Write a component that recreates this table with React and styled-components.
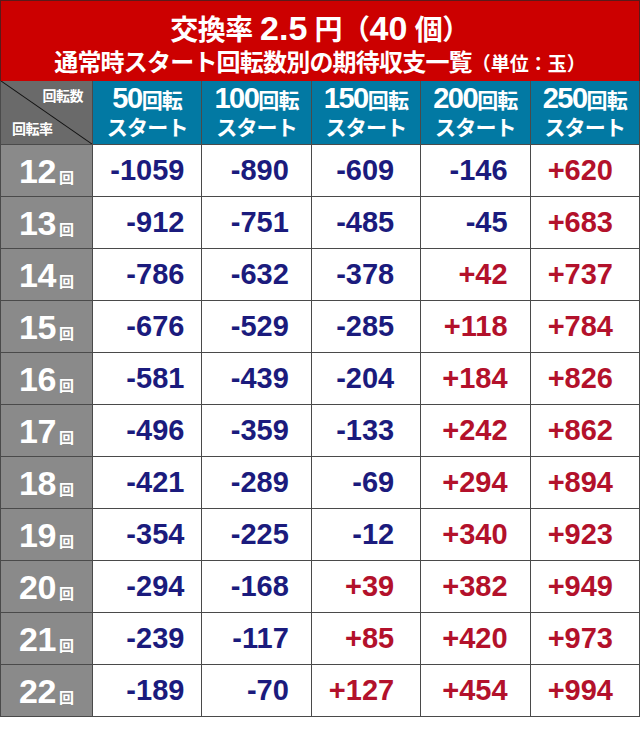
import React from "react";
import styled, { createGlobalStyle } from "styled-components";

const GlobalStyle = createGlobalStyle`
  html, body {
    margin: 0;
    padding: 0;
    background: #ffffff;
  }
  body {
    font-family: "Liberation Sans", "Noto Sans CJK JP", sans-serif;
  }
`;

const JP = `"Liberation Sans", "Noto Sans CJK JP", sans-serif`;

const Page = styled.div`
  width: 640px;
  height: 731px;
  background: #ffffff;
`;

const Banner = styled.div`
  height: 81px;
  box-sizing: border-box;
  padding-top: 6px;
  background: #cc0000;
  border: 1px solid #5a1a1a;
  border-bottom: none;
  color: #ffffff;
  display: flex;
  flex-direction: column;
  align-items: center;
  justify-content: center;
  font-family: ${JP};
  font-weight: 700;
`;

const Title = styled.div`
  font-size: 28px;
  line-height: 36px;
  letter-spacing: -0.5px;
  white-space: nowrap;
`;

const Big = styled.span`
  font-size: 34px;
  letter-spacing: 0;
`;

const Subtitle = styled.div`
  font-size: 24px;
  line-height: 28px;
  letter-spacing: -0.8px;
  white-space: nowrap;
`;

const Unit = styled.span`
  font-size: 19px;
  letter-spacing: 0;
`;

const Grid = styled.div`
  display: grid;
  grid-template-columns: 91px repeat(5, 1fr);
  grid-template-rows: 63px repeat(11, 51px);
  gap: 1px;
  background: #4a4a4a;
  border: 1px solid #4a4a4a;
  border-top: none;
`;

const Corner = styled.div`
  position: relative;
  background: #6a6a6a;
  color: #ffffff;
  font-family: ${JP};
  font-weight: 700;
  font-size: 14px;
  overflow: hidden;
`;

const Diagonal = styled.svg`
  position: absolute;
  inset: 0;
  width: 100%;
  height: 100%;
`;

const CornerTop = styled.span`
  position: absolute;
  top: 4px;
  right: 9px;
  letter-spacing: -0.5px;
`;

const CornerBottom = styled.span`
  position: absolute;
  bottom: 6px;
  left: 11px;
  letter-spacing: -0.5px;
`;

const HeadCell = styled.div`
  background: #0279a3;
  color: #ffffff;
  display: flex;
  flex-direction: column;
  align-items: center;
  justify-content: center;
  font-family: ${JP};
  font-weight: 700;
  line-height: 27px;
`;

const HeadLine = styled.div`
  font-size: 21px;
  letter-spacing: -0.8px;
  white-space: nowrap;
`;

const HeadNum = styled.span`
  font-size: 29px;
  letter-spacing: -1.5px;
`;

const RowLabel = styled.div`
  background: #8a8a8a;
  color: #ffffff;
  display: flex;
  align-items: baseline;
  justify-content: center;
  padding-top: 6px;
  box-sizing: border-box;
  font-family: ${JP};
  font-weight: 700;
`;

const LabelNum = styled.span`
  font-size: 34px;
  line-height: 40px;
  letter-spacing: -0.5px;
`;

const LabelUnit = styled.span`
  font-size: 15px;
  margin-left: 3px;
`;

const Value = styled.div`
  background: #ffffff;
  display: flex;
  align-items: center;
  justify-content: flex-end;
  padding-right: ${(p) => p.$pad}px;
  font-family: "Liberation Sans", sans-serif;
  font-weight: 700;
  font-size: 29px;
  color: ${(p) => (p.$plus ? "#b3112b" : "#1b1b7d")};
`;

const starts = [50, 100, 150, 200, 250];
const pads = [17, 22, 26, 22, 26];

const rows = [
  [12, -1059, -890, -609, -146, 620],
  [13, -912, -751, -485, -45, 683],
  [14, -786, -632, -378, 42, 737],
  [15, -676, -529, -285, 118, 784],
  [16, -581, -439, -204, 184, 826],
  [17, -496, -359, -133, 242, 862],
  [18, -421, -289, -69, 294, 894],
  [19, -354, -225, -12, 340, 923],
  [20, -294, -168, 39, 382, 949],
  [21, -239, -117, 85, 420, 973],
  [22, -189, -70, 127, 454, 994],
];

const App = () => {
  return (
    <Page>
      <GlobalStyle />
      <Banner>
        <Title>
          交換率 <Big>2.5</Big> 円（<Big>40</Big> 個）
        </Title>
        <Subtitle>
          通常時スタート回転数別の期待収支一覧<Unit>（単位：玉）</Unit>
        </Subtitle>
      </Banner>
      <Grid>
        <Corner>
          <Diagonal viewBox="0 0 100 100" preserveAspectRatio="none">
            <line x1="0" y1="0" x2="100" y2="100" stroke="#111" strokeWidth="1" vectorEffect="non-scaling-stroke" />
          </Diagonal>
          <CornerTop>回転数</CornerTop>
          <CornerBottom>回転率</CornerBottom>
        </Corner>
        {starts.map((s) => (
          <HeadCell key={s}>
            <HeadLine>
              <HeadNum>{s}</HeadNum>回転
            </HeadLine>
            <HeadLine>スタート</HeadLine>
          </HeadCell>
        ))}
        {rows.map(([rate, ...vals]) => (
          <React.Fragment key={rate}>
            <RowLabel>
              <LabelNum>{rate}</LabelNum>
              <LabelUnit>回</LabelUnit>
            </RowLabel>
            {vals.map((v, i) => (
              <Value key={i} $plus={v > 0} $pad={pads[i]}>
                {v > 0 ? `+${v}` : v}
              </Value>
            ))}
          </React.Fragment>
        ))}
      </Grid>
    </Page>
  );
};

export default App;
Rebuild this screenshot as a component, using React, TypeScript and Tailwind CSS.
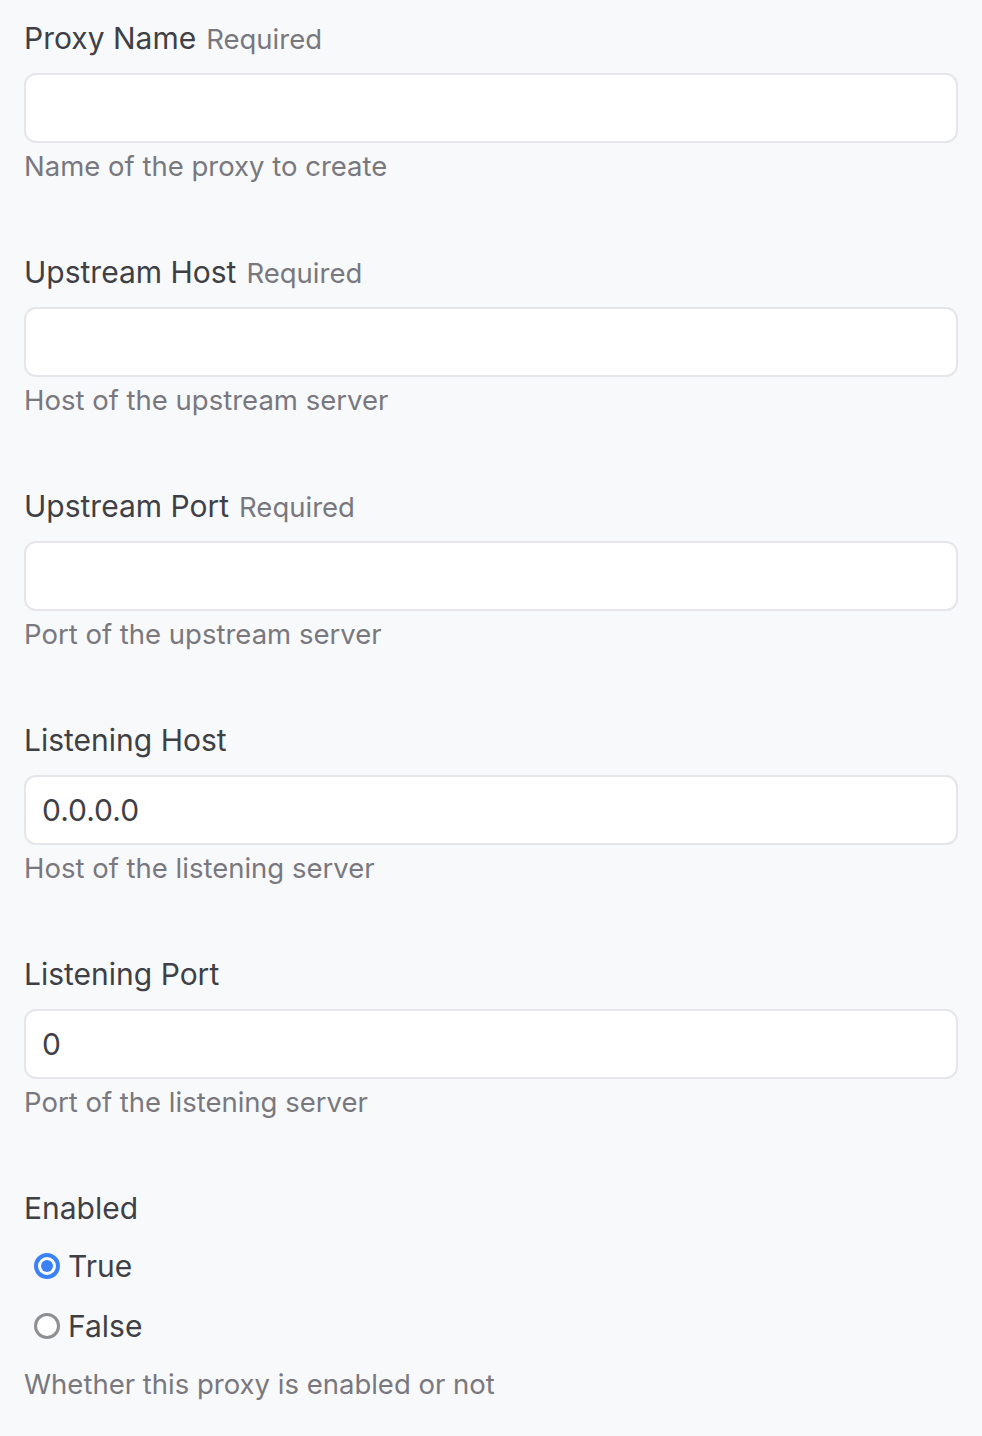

━━━━━━━━━━━━━━━━━━━━━━━━━━━━━━

● Goal: Omit the pictures and restate the rest of the records verbatim.

● Answer in full:
Write a component that recreates this table with React and styled-components.
import React from "react";
import styled, { createGlobalStyle } from "styled-components";

const GlobalStyle = createGlobalStyle`
  html, body {
    margin: 0;
    padding: 0;
    background: #ffffff;
  }
  body {
    font-family: "Liberation Sans", "Noto Sans CJK JP", sans-serif;
  }
`;

const JP = `"Liberation Sans", "Noto Sans CJK JP", sans-serif`;

const Page = styled.div`
  width: 640px;
  height: 731px;
  background: #ffffff;
`;

const Banner = styled.div`
  height: 81px;
  box-sizing: border-box;
  padding-top: 6px;
  background: #cc0000;
  border: 1px solid #5a1a1a;
  border-bottom: none;
  color: #ffffff;
  display: flex;
  flex-direction: column;
  align-items: center;
  justify-content: center;
  font-family: ${JP};
  font-weight: 700;
`;

const Title = styled.div`
  font-size: 28px;
  line-height: 36px;
  letter-spacing: -0.5px;
  white-space: nowrap;
`;

const Big = styled.span`
  font-size: 34px;
  letter-spacing: 0;
`;

const Subtitle = styled.div`
  font-size: 24px;
  line-height: 28px;
  letter-spacing: -0.8px;
  white-space: nowrap;
`;

const Unit = styled.span`
  font-size: 19px;
  letter-spacing: 0;
`;

const Grid = styled.div`
  display: grid;
  grid-template-columns: 91px repeat(5, 1fr);
  grid-template-rows: 63px repeat(11, 51px);
  gap: 1px;
  background: #4a4a4a;
  border: 1px solid #4a4a4a;
  border-top: none;
`;

const Corner = styled.div`
  position: relative;
  background: #6a6a6a;
  color: #ffffff;
  font-family: ${JP};
  font-weight: 700;
  font-size: 14px;
  overflow: hidden;
`;

const Diagonal = styled.svg`
  position: absolute;
  inset: 0;
  width: 100%;
  height: 100%;
`;

const CornerTop = styled.span`
  position: absolute;
  top: 4px;
  right: 9px;
  letter-spacing: -0.5px;
`;

const CornerBottom = styled.span`
  position: absolute;
  bottom: 6px;
  left: 11px;
  letter-spacing: -0.5px;
`;

const HeadCell = styled.div`
  background: #0279a3;
  color: #ffffff;
  display: flex;
  flex-direction: column;
  align-items: center;
  justify-content: center;
  font-family: ${JP};
  font-weight: 700;
  line-height: 27px;
`;

const HeadLine = styled.div`
  font-size: 21px;
  letter-spacing: -0.8px;
  white-space: nowrap;
`;

const HeadNum = styled.span`
  font-size: 29px;
  letter-spacing: -1.5px;
`;

const RowLabel = styled.div`
  background: #8a8a8a;
  color: #ffffff;
  display: flex;
  align-items: baseline;
  justify-content: center;
  padding-top: 6px;
  box-sizing: border-box;
  font-family: ${JP};
  font-weight: 700;
`;

const LabelNum = styled.span`
  font-size: 34px;
  line-height: 40px;
  letter-spacing: -0.5px;
`;

const LabelUnit = styled.span`
  font-size: 15px;
  margin-left: 3px;
`;

const Value = styled.div`
  background: #ffffff;
  display: flex;
  align-items: center;
  justify-content: flex-end;
  padding-right: ${(p) => p.$pad}px;
  font-family: "Liberation Sans", sans-serif;
  font-weight: 700;
  font-size: 29px;
  color: ${(p) => (p.$plus ? "#b3112b" : "#1b1b7d")};
`;

const starts = [50, 100, 150, 200, 250];
const pads = [17, 22, 26, 22, 26];

const rows = [
  [12, -1059, -890, -609, -146, 620],
  [13, -912, -751, -485, -45, 683],
  [14, -786, -632, -378, 42, 737],
  [15, -676, -529, -285, 118, 784],
  [16, -581, -439, -204, 184, 826],
  [17, -496, -359, -133, 242, 862],
  [18, -421, -289, -69, 294, 894],
  [19, -354, -225, -12, 340, 923],
  [20, -294, -168, 39, 382, 949],
  [21, -239, -117, 85, 420, 973],
  [22, -189, -70, 127, 454, 994],
];

const App = () => {
  return (
    <Page>
      <GlobalStyle />
      <Banner>
        <Title>
          交換率 <Big>2.5</Big> 円（<Big>40</Big> 個）
        </Title>
        <Subtitle>
          通常時スタート回転数別の期待収支一覧<Unit>（単位：玉）</Unit>
        </Subtitle>
      </Banner>
      <Grid>
        <Corner>
          <Diagonal viewBox="0 0 100 100" preserveAspectRatio="none">
            <line x1="0" y1="0" x2="100" y2="100" stroke="#111" strokeWidth="1" vectorEffect="non-scaling-stroke" />
          </Diagonal>
          <CornerTop>回転数</CornerTop>
          <CornerBottom>回転率</CornerBottom>
        </Corner>
        {starts.map((s) => (
          <HeadCell key={s}>
            <HeadLine>
              <HeadNum>{s}</HeadNum>回転
            </HeadLine>
            <HeadLine>スタート</HeadLine>
          </HeadCell>
        ))}
        {rows.map(([rate, ...vals]) => (
          <React.Fragment key={rate}>
            <RowLabel>
              <LabelNum>{rate}</LabelNum>
              <LabelUnit>回</LabelUnit>
            </RowLabel>
            {vals.map((v, i) => (
              <Value key={i} $plus={v > 0} $pad={pads[i]}>
                {v > 0 ? `+${v}` : v}
              </Value>
            ))}
          </React.Fragment>
        ))}
      </Grid>
    </Page>
  );
};

export default App;
Rebuild this screenshot as a component, using React, TypeScript and Tailwind CSS.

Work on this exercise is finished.